Nuro partners with CVS to test autonomous prescription deliveries
In brief: The Covid-19 pandemic has introduced plenty of challenges into our day-to-day lives. Tasks that were once routine, such as making a run to the grocery store, are now more complex and risky than ever. To avoid these headaches, consumers are increasingly relying on delivery services to do the heavy lifting for them (while also boosting safety).
Human-handled grocery delivery services are great for food, clothing, toiletries, and other household necessities, but in the current health climate, they may not work so well for more sensitive payloads, such as prescription medications. Fortunately, that’s where Nuro’s latest partnership with CVS Pharmacy comes in.
For those who don’t know, Nuro is a self-driving vehicle company that develops autonomous delivery solutions for various companies, including the likes of Domino’s, Fry’s, and Kroger. It seems the company is ready to expand beyond food and grocery delivery, and turn its sights toward the health industry.
Starting in June, select residents of Houston, Texas, can begin ordering their prescriptions for delivery through CVS’ website or official Pharmacy app at no cost. Once an order is placed, Nuro’s self-driving fleet of Prius vehicles will transport the medication to an individual’s doorstep within three hours.
By avoiding the human component in the delivery process, Nuro hopes to reduce security and health risks for CVS customers. Delivery recipients must confirm their identity before they can unlock their delivery from the vehicles, and since humans aren’t performing the hand-off, there’s minimal risk of Covid-19 transmission.

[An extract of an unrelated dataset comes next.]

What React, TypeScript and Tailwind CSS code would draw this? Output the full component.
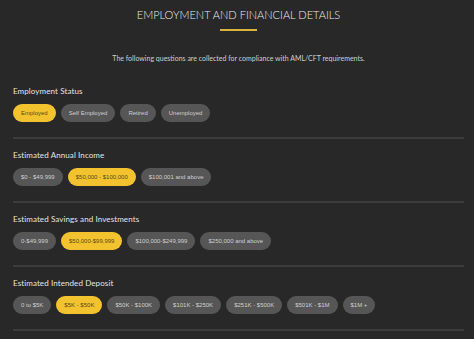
import React, { useState } from 'react';

const sections = [
  {
    label: 'Employment Status',
    options: ['Employed', 'Self Employed', 'Retired', 'Unemployed'],
    selected: 0,
  },
  {
    label: 'Estimated Annual Income',
    options: ['$0 - $49,999', '$50,000 - $100,000', '$100,001 and above'],
    selected: 1,
  },
  {
    label: 'Estimated Savings and Investments',
    options: ['0-$49,999', '$50,000-$99,999', '$100,000-$249,999', '$250,000 and above'],
    selected: 1,
  },
  {
    label: 'Estimated Intended Deposit',
    options: ['0 to $5K', '$5K - $50K', '$50K - $100K', '$101K - $250K', '$251K - $500K', '$501K - $1M', '$1M +'],
    selected: 1,
  },
];

const Section: React.FC<{ label: string; options: string[]; initial: number }> = ({ label, options, initial }) => {
  const [selected, setSelected] = useState(initial);
  return (
    <div className="pt-[11px] border-b-2 border-[#3c3c3c] pb-[15px]">
      <div className="text-[8px] leading-[10px] tracking-[0.1px] text-[#e4e4e4] mb-[8px]">{label}</div>
      <div className="flex gap-[5px]">
        {options.map((opt, i) => (
          <button
            key={opt}
            onClick={() => setSelected(i)}
            className={`h-[18px] px-[8px] rounded-full text-[6px] font-['Liberation_Sans',sans-serif] whitespace-nowrap ${
              i === selected ? 'bg-[#f2c32f] text-[#5b4a17]' : 'bg-[#565656] text-[#cfcfcf]'
            }`}
          >
            {opt}
          </button>
        ))}
      </div>
    </div>
  );
};

export default function App() {
  return (
    <div className="w-[474px] h-[339px] overflow-hidden bg-[#282828] font-['Lato',sans-serif]">
      <div className="pl-[13px] pr-[10px]">
        <div className="flex flex-col items-center pt-[9px]">
          <h1 className="text-[11px] leading-[12px] font-light text-[#ececec]">
            EMPLOYMENT AND FINANCIAL DETAILS
          </h1>
          <div className="w-[37px] h-[2px] bg-[#d9b43a] mt-[8px]" />
          <p className="text-[7px] leading-[9px] text-[#cfcfcf] mt-[23px]">
            The following questions are collected for compliance with AML/CFT requirements.
          </p>
        </div>
        <div className="mt-[12px]">
          {sections.map((s) => (
            <Section key={s.label} label={s.label} options={s.options} initial={s.selected} />
          ))}
        </div>
      </div>
    </div>
  );
}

As per the norm for Nuro, this partnership will only use Prius vehicles for a limited time. After a few months of testing, the tech firm will start to phase the cars out and replace them with its own Nuro R2 delivery robots.
We hope Nuro’s first foray into autonomous prescription delivery is successful, and leads to a nationwide service rollout down the line. However, even if this pilot test doesn’t pan out, perhaps UPS’ will — as we reported in April, the shipping company is using its self-flying drones to deliver CVS prescriptions in Florida.